This Christmas Eve please humor me and take a moment to read this Santa story that isn't really about Santa at all. If you are like me, even though I'm supposed to be a grown-up, you are waiting in anticipation for Christmas morning, gift giving, breakfast, time spent with family...tonight sometimes feels like it is all about Santa. But even now, it's not really about Santa at all.
This is from C.S. Lewis's "The Lion, the Witch, and the Wardrobe."
Peter, Susan, Edmund, and Lucy are siblings who walked through a magic wardrobe and found themselves in a strange land where animals talk, unique creatures live, and by the power of an evil White Witch it is forever winter: but never Christmas. They are learning all about this mysterious land from Mr. and Mrs. Beaver who are escorting them on a long journey to meet with Aslan: the lion they've never met but the mention of his name gives them a "strange feeling--like the first signs of spring, like good news, had come over them."
From Chapter 10: The Spell Begins to Break
"[Lucy] was very wide awake indeed, and so was everyone else. In fact they were all sitting up with their mouths and eyes wide open listening to a sound which was the very sound they'd all been thinking of (and sometimes imagining they heard) during their walk last night. It was a sound of jingling bells.
"Mr. Beaver was out of the cave like a flash the moment he heard it. Perhaps you think, as Lucy thought for a moment, that this was a very silly thing to do? But it was really a very sensible one. He knew he could scramble to the top of the bank among bushes and brambles without being seen; and he wanted above all things to see which way the Witch's sledge went. The others all sat in the cave waiting and wondering. They waited nearly five minutes. Then they heard something that frightened them very much. They heard voices. "Oh," thought Lucy, "he's been seen. She's caught him!" Great was their surprise when a little later, they heard Mr. Beaver's voice calling to them from just outside the cave.
"'It's all right,' he was shouting. "Come out, Mrs. Beaver. Come out, Sons and Daughters of Adam. It's all right! It isn't Her!"This was bad grammar of course, but that is how beavers talk when they are excited; I mean, in Narnia--in our world they usually don't talk at all.
"So Mrs. Beaver and the children came bundling out of the cave, all blinking in the daylight, and with earth all over them, and looking very frowsty and unbrushed and uncombed and with the sleep in their eyes.
"'Come on!' cried Mr. Beaver, who was almost dancing with delight. 'Come and see! This is a nasty knock for the Witch! It looks as if her power is already crumbling.'
'What do you mean, Mr. Beaver?' panted Peter as they all scrambled up the steep bank of the valley together.
'Didn't I tell you,' answered Mr. Beaver, 'that she'd made it always winter and never Christmas? Didn't I tell you? Well, just come and see!'
"And then they were all at the top and did see.
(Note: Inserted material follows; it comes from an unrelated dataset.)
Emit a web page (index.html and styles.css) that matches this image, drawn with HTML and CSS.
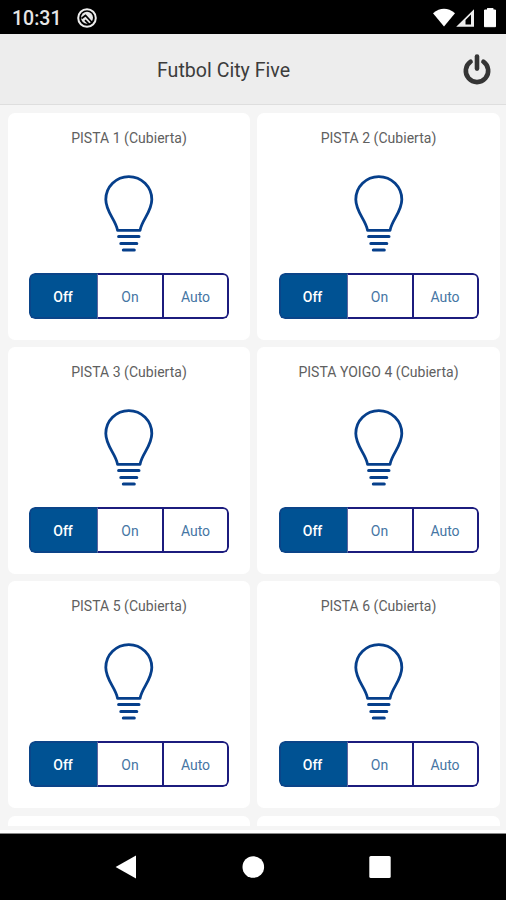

It was a sledge, and it was reindeer with bells on their harness. But they were far bigger than the Witch's reindeer, and they were not white but brown. And on the sledge sat a person whom everyone knew the moment they set eyes on him. He was a huge man in a bright red robe (bright as hollyberries) with a hood that had fur inside it and a great white beard that fell like a foamy waterfall over his chest. Everyone knew him because, though you see people of his sort only in Narnia, you see pictures of them and hear them talked about even in our world--the world on this side of the wardrobe door. But when you really see them in Narnia it is rather different. Some of the pictures of Father Christmas in our world make him look only funny and jolly. But now that the children actually stood looking at him they didn't find it quite like that. He was so big, and so glad, and so real, that they all became quite still. They felt very glad, but also solemn.
"'I've come at last,' said he. 'She has kept me out for a long time, but I have got in at last. Aslan is on the move. The Witch's magic is weakening.'
"And Lucy felt running through her that deep shiver of gladness which you only get if you are being solemn and still.
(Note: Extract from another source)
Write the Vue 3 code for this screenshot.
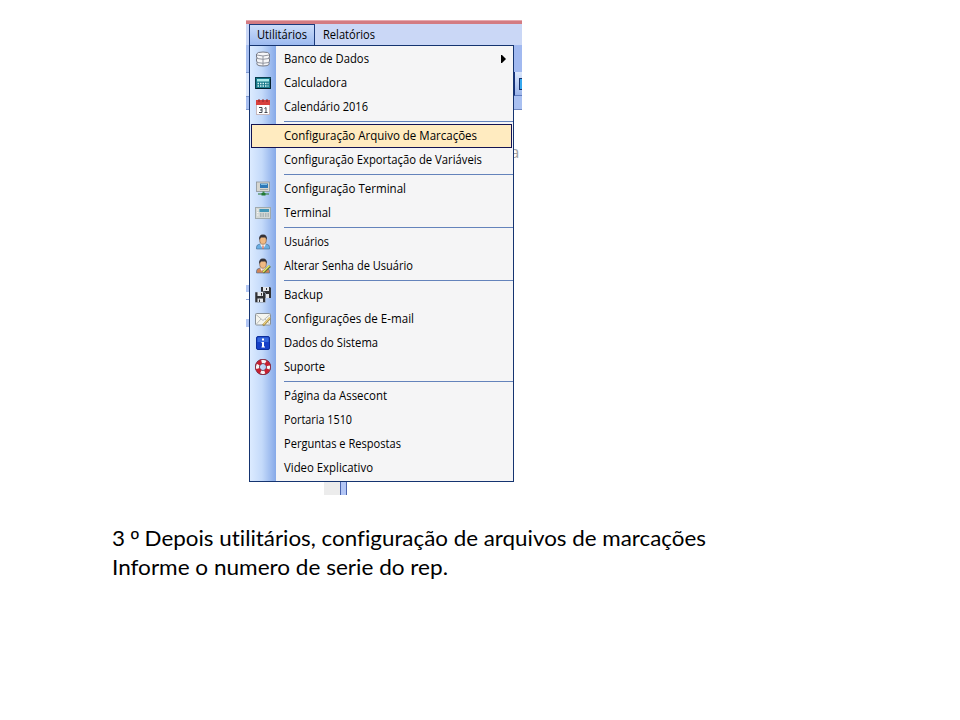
<script setup>
const groups = [
  [
    { t: 'Banco de Dados', w: 85, icon: 'db', arrow: true },
    { t: 'Calculadora', w: 63, icon: 'calc' },
    { t: 'Calendário 2016', w: 84, icon: 'cal' },
  ],
  [
    { t: 'Configuração Arquivo de Marcações', w: 193, active: true },
    { t: 'Configuração Exportação de Variáveis', w: 198 },
  ],
  [
    { t: 'Configuração Terminal', w: 122, icon: 'net' },
    { t: 'Terminal', w: 47, icon: 'term' },
  ],
  [
    { t: 'Usuários', w: 45, icon: 'user' },
    { t: 'Alterar Senha de Usuário', w: 129, icon: 'useredit' },
  ],
  [
    { t: 'Backup', w: 39, icon: 'disk' },
    { t: 'Configurações de E-mail', w: 130, icon: 'mail' },
    { t: 'Dados do Sistema', w: 94, icon: 'info' },
    { t: 'Suporte', w: 41, icon: 'ring' },
  ],
  [
    { t: 'Página da Assecont', w: 103 },
    { t: 'Portaria 1510', w: 68 },
    { t: 'Perguntas e Respostas', w: 117 },
    { t: 'Video Explicativo', w: 89 },
  ],
]
</script>

<template>
  <main class="slide">
    <section class="shot">
      <div class="redline"></div>
      <nav class="menubar">
        <div class="tab open"><svg class="label" width="54" height="18"><text x="0" y="13" textLength="50" lengthAdjust="spacingAndGlyphs">Utilitários</text></svg></div>
        <div class="tab"><svg class="label" width="56" height="18"><text x="0" y="13" textLength="52" lengthAdjust="spacingAndGlyphs">Relatórios</text></svg></div>
      </nav>
      <div class="body">
        <div class="edge left">
          <i class="l1"></i><i class="l2"></i><i class="l3"></i><i class="l4"></i><i class="l5"></i><i class="l6"></i><i class="l7"></i>
        </div>
        <div class="menu">
          <div v-for="(g, gi) in groups" :key="gi" class="group">
            <div v-for="m in g" :key="m.t" class="item" :class="{ active: m.active }">
              <span class="icon">
                <svg v-if="m.icon" width="16" height="16" viewBox="0 0 16 16">
                  <g v-if="m.icon === 'db'" stroke="#777b87" fill="#f6f6f8">
                    <path d="M1.500 3Q2 1 8 1T14.500 3V6Q14.500 7 13.500 7Q14.500 7 14.500 8V10.500Q14.500 11 13.500 11Q14.500 12 14 13.500Q13 15 8 15T2 13.500Q1.500 12 2.500 11Q1.500 11 1.500 10V8Q1.500 7 2.500 7Q1.500 7 1.500 6Z" />
                    <path d="M2 4Q8 6 14 4M2 7.500Q8 9 14 7.500M2 11.500Q8 13 14 11.500M8 5V15" fill="none" stroke="#9296a0" />
                  </g>
                  <g v-else-if="m.icon === 'calc'">
                    <rect x=".5" y="2.500" width="15" height="11" fill="#16788a" stroke="#0b3f4e" />
                    <rect x="2" y="4" width="12" height="2.500" fill="#a8e9e8" />
                    <path d="M2.500 8.500H13.500M2.500 11H13.500" stroke="#d9f5f5" stroke-width="1.300" stroke-dasharray="1.500 1" />
                    <path d="M1 13.500H15.500V4" fill="none" stroke="#04202c" />
                  </g>
                  <g v-else-if="m.icon === 'cal'">
                    <rect x="1.500" y="1.500" width="13" height="14" fill="#fff" stroke="#c8b8bc" />
                    <rect x="1" y="1" width="14" height="5" fill="#d8403c" />
                    <path d="M4 0V3M8 0V3M12 0V3" stroke="#8b2528" />
                    <path d="M4 8.500H7V13.500H4M5 11H7M9.500 9.500L11 8.500V13.500M9.500 13.500H12.500" fill="none" stroke="#454850" />
                  </g>
                  <g v-else-if="m.icon === 'net'">
                    <rect x="1.500" y="1" width="13" height="9.500" fill="#d6d6d0" stroke="#8d9599" stroke-width=".8" />
                    <rect x="5" y="2.500" width="8" height="4.500" fill="#2e79b8" />
                    <path d="M6 3.500H12" stroke="#7fc0e8" />
                    <path d="M5 8.500H13" stroke="#a4a9a7" />
                    <path d="M8.500 10.500V13" stroke="#3e8a4c" stroke-width="2" />
                    <path d="M3 13H14" stroke="#4c8b5c" stroke-width="1.300" />
                    <rect x="6.500" y="12" width="4" height="2.500" fill="#227a35" />
                  </g>
                  <g v-else-if="m.icon === 'term'">
                    <rect x=".5" y="2.500" width="15" height="11" fill="#d3d8d6" stroke="#a0aaad" />
                    <rect x="4.500" y="4" width="9.500" height="3" fill="#4196b8" />
                    <path d="M5 9H14M5 11H14" stroke="#8b989d" stroke-dasharray="1.500 1" />
                    <path d="M2 5H3.500M2 7.500H3.500M2 10H3.500" stroke="#f7f8f5" />
                  </g>
                  <g v-else-if="m.icon === 'user' || m.icon === 'useredit'">
                    <path d="M1.500 15V13Q1.500 10.500 5 10H11Q14.500 10.500 14.500 13V15Z" :fill="m.icon === 'user' ? '#69aee4' : '#d08458'" stroke="#456b92" stroke-width=".6" />
                    <path d="M5.500 9H10.500V11L8 15L5.500 11Z" fill="#faf6f0" />
                    <path d="M8 11.500V15" stroke="#c04a36" />
                    <ellipse cx="8" cy="6" rx="3.300" ry="4.300" fill="#f0b981" stroke="#735036" stroke-width=".6" />
                    <path d="M4.200 6Q3.500 .5 8 .5T11.800 6L10.500 3.500H6Z" fill="#353238" />
                    <path v-if="m.icon === 'useredit'" d="M8 14.500L15 8" stroke="#58733a" stroke-width="2.600" />
                    <path v-if="m.icon === 'useredit'" d="M8 14L14.500 7.500" stroke="#efe75c" stroke-width="1.500" />
                  </g>
                  <g v-else-if="m.icon === 'disk'">
                    <path d="M6 0H15L16 1V11H6Z" fill="#303134" />
                    <path d="M8 0H14V4H8ZM11 7H14V11H11Z" fill="#e4e7eb" />
                    <path d="M11 1H12V3H11Z" fill="#333" />
                    <path d="M0 5H9L10.500 6V15.500H0Z" fill="#303134" stroke="#cbdaf0" stroke-width=".5" />
                    <path d="M2.500 5H8V9H2.500ZM2.500 11.500H8V15H2.500Z" fill="#e4e7eb" />
                    <path d="M6 6H7V8.500H6ZM4 12.500H5V15H4Z" fill="#333" />
                  </g>
                  <g v-else-if="m.icon === 'mail'">
                    <rect x=".5" y="2.500" width="15" height="11.500" rx="1" fill="#f5f5ef" stroke="#8a9299" />
                    <path d="M1 3.500L8 9.500L15 3.500M1 13.500L6 8M15 13.500L10 8" fill="none" stroke="#b9bdbc" />
                    <path d="M8 14.500L15 7" stroke="#9b8444" stroke-width="2.400" />
                    <path d="M8.500 13.500L15 6.500" stroke="#ebcf7d" stroke-width="1.200" />
                  </g>
                  <g v-else-if="m.icon === 'info'">
                    <rect x="1.500" y="1.500" width="13" height="13" rx="1.500" fill="#1640c8" stroke="#0c2e9c" />
                    <path d="M2.500 7V3Q2.500 2.500 3 2.500H13Q13.500 2.500 13.500 3V7" fill="#3566dc" />
                    <path d="M7 3.500H9V5.500H7ZM6.500 7H9V11.500H10V12.500H6.500V11.500H7V8H6.500Z" fill="#fff" />
                  </g>
                  <g v-else fill="none">
                    <circle cx="8" cy="8" r="5.500" stroke="#4a2038" stroke-width="5" />
                    <circle cx="8" cy="8" r="5.500" stroke="#f8f5f5" stroke-width="3.400" />
                    <circle cx="8" cy="8" r="5.500" stroke="#c91f30" stroke-width="4.200" stroke-dasharray="4.320 4.320" stroke-dashoffset="-2.160" />
                    <circle cx="8" cy="8" r="7.600" stroke="#a3283c" stroke-width=".7" />
                  </g>
                </svg>
              </span>
              <svg class="label" :width="m.w + 4" height="18"><text x="0" y="13" :textLength="m.w" lengthAdjust="spacingAndGlyphs">{{ m.t }}</text></svg>
              <svg v-if="m.arrow" class="arrow" width="5" height="8"><path d="M0 0H1L5 4L1 8H0Z" /></svg>
            </div>
          </div>
        </div>
        <div class="edge right">
          <i class="r1"></i><i class="r2"><b></b></i><i class="r3"></i><i class="r4"></i>
          <svg class="stray" width="8" height="22"><text x="-4" y="16">a</text></svg>
        </div>
      </div>
      <div class="foot"><i class="grey"></i><i class="blue"></i></div>
    </section>
    <section class="caption">
      <svg width="604" height="29"><text x="0" y="21" textLength="594" lengthAdjust="spacingAndGlyphs">3 <tspan class="ord">º</tspan> Depois utilitários, configuração de arquivos de marcações</text></svg>
      <svg width="604" height="29"><text x="0" y="21" textLength="336" lengthAdjust="spacingAndGlyphs">Informe o numero de serie do rep.</text></svg>
    </section>
  </main>
</template>

<style>
body { margin: 0; background: #fff; }
</style>

<style scoped>
* { box-sizing: border-box; }
.slide { width: 960px; height: 720px; padding-top: 20px; background: #fff; overflow: hidden; }
svg { display: block; flex: none; }
i, b { display: block; flex: none; }
.shot { width: 276px; margin-left: 246px; height: 475px; }
.redline { height: 4px; background: #d37b82; border-top: 1px solid #e6a9ae; }
.menubar { height: 21px; padding-left: 3px; display: flex; background: #cad7f6; }
.tab { padding: 2px 0 0 8px; height: 21px; }
.tab.open { width: 66px; padding: 1px 0 0 7px; border: 1px solid #1c3a7c; border-bottom: 0; background: linear-gradient(#cbdcf9, #9dbaf0); }
.label { overflow: visible; }
.label text { font: 12px "Open Sans", "Noto Sans", sans-serif; fill: #000; }
.body { display: flex; height: 437px; }
.edge { height: 437px; display: flex; flex-direction: column; }
.left { width: 3px; }
.l1 { height: 27px; background: #a9c0f1; }
.l2 { height: 24px; background: #dbe6fb; border-top: 1px solid #7d98d0; }
.l3 { height: 14px; background: #a9c0f1; border-top: 1px solid #7d98d0; border-bottom: 1px solid #7d98d0; }
.l4 { height: 175px; }
.l5 { height: 15px; border-top: 7px solid #b3c7f4; border-bottom: 1px solid #8fa5d8; }
.l6 { height: 19px; }
.l7 { height: 8px; background: #b3c7f4; }
.right { width: 8px; }
.r1 { height: 27px; background: #a1b9f0; }
.r2 { height: 24px; padding: 6px 0 0 4px; background: linear-gradient(#dbe7fc, #9bb4ea); border-left: 1px solid #14307a; border-bottom: 1px solid #5f7cc0; }
.r2 b { height: 12px; border: 1px solid #14306c; border-right: 0; background: #35a7ee; }
.r3 { height: 14px; background: #a9c0f1; border-bottom: 1px solid #7088c0; }
.r4 { height: 32px; }
.stray text { font: 17px "Open Sans", sans-serif; fill: #a4a4a4; }
.menu { width: 265px; border: 1px solid #153470; padding: 1px 0; background: linear-gradient(90deg, #dcebff 0, #c4dafa 12px, #86a9e8 26px, #f5f5f6 26px); }
.group + .group { padding-top: 5px; background: linear-gradient(#6483bb, #6483bb) 34px 2px / 229px 1px no-repeat; }
.item { height: 24px; display: flex; align-items: center; }
.item.active { margin: 0 1px; border: 1px solid #141452; background: #ffebc0; }
.item.active .icon { width: 32px; }
.icon { width: 34px; padding-left: 5px; flex: none; }
.arrow { margin-left: auto; margin-right: 7px; }
.foot { height: 13px; display: flex; padding-left: 78px; }
.grey { width: 16px; background: #ececec; }
.blue { width: 7px; background: #b3c6f5; border: solid #4b64ae; border-width: 0 1px; }
.caption { margin: 30px 0 0 112px; }
.caption text { font: 22px Lato, "Open Sans", sans-serif; font-variant-ligatures: none; fill: #000; }
.caption .ord { font-family: "Liberation Sans", sans-serif; }
</style>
"'And now,' said Father Christmas, 'for your presents...'
"---he suddenly looked less grave---'here is something for the moment for you all!' and he brought out (I suppose from a big bag at his back, but nobody quite saw him do it) a large tray containing five cups and saucers, a bowl of lump sugar, a jug of cream and a great teapot all sizzling and piping hot.
"Then he cried out 'Merry Christmas! Long live the true King!' and cracked his whip, and he and the reindeer and the sledge and all were out of sight before anyone realized that they had started."
At Christmastime we celebrate that we live in a moment in time that while we still experience pain, war, and fear, JOY is already here. Joy is ours. The big and real moments we spend with loved ones, the heart of gift-giving, the satisfaction of the nature around us...these are all things to celebrate. We celebrate the day-to-day happiness that comes our way...but more than that we celebrate that one day in all of human history that God placed unearthly joy in our midst: Jesus Christ.
Aslan is on the move.
Jesus moved, is moving, and will forever move on our behalf.
Merry Christmas! Long live the true King!